Background and Purpose. Physical therapy educators expect students to integrate knowledge in both academic and clinical settings. A deeper understanding of human knowledge integration may assist academic and clinical educators to enhance teaching practices and diagnose student problems. This purposes of this article are to examine aspects of information-processing theories relating to the phenomenon of knowledge integration and to explain a model of knowledge integration useful for physical therapy education. Methods and Materials. Using criteria established by theory-building authorities as a means to evaluate theories, the author compared various literature sources describing human information processing. Information-processing literature was reviewed, evaluated, and selected for its use in providing an explanation of knowledge integration. Criteria for selection included importance, clarity, simplicity, comprehensiveness, operationality, empirical validity, fruitfulness, and practicality. Summary of the Literature. No explicitly defined theories of knowledge integration were found in the literature; rather, explanations of integration and specific research on integration were embedded within the larger framework of information-processing theory and research. Aspects of informationprocessing theories relating to the phenomenon of knowledge integration are presented to explain a model of knowledge integration useful for physical therapy education. Knowledge integration is the building of new knowledge through constructing connections within and between new information and prior knowledge. During the cognitive learning process, knowledge integration occurs within working memory, and during the bridge between working memory and long-term memory.
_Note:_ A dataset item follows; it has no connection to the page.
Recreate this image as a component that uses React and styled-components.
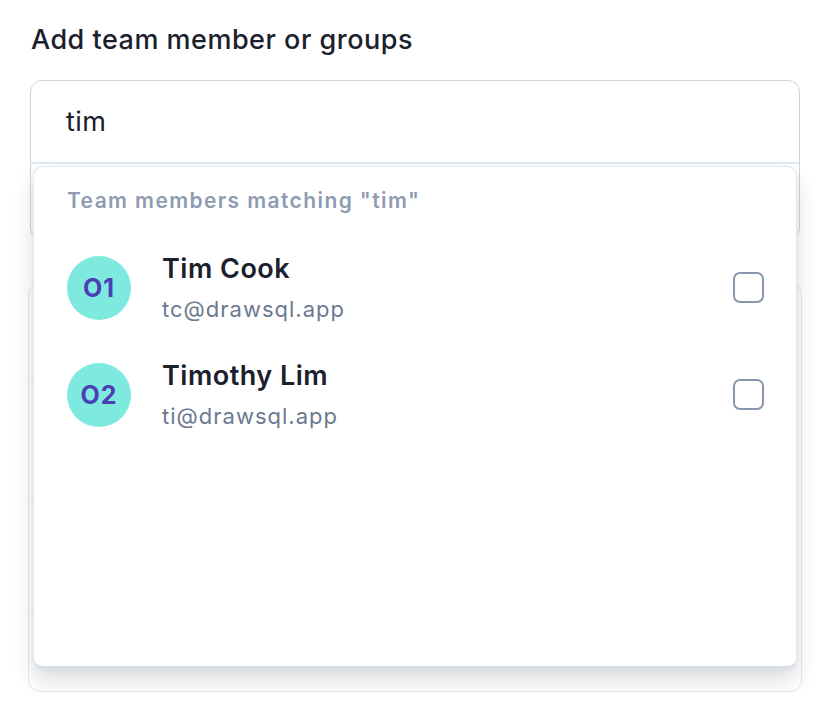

Components of knowledge integration include encoding, elaboration, retrieval, reconstruction, and preparation for long-term memory storage. Discussion and Conclusion. Implications for facilitating knowledge integration in physical therapy classroom and clinical education practice are offered, and limitations to the review are discussed. Knowledge integration serves as afoundational skill for problem solving and transfer of knowledge. A model of knowledge integration may serve as a useful guide for fostering research in physical therapy education and aid the effectiveness of academic and clinical educators.

Key Words: Clinical education, Information processing, Knowledge integration, Physical therapy education.

INTRODUCTION

Background

Physical therapy educators expect knowledge integration in classroom and clinical experiences. Integration of information is necessary to piece foundational knowledge (ie, anatomy, physiology, kinesiology) together for understanding and solving patient problems. Generally, physical therapy curricula are logically ordered, with later courses building on earlier foundational knowledge. Content often moves from the simple and concrete material toward the more complex and abstract material. Courses are sequenced to build upon and integrate prior knowledge.1(p14),2 For example, a physical therapist student's knowledge of biomechanics builds on content learned in anatomy. Similarly, neuropathology draws upon information from neuroanatomy and neurophysiology.

Though content is logically ordered, in my experience, some students appear to demonstrate difficulty with integrating information. Is this because students may not have been ready to take the foundational courses seriously enough or spend adequate time wrestling with the content in the early stages of the curriculum? If so, such students might eventually be at a disadvantage when expected to learn new material based on the assumption that prior information has been mastered. A suboptimal performance in neurologic rehabilitation may be due to an inadequate understanding of basic motor control theories. A student may recall origins, insertions, and actions of particular muscles but have difficulty identifying the impact of this information in performing passive range of motion.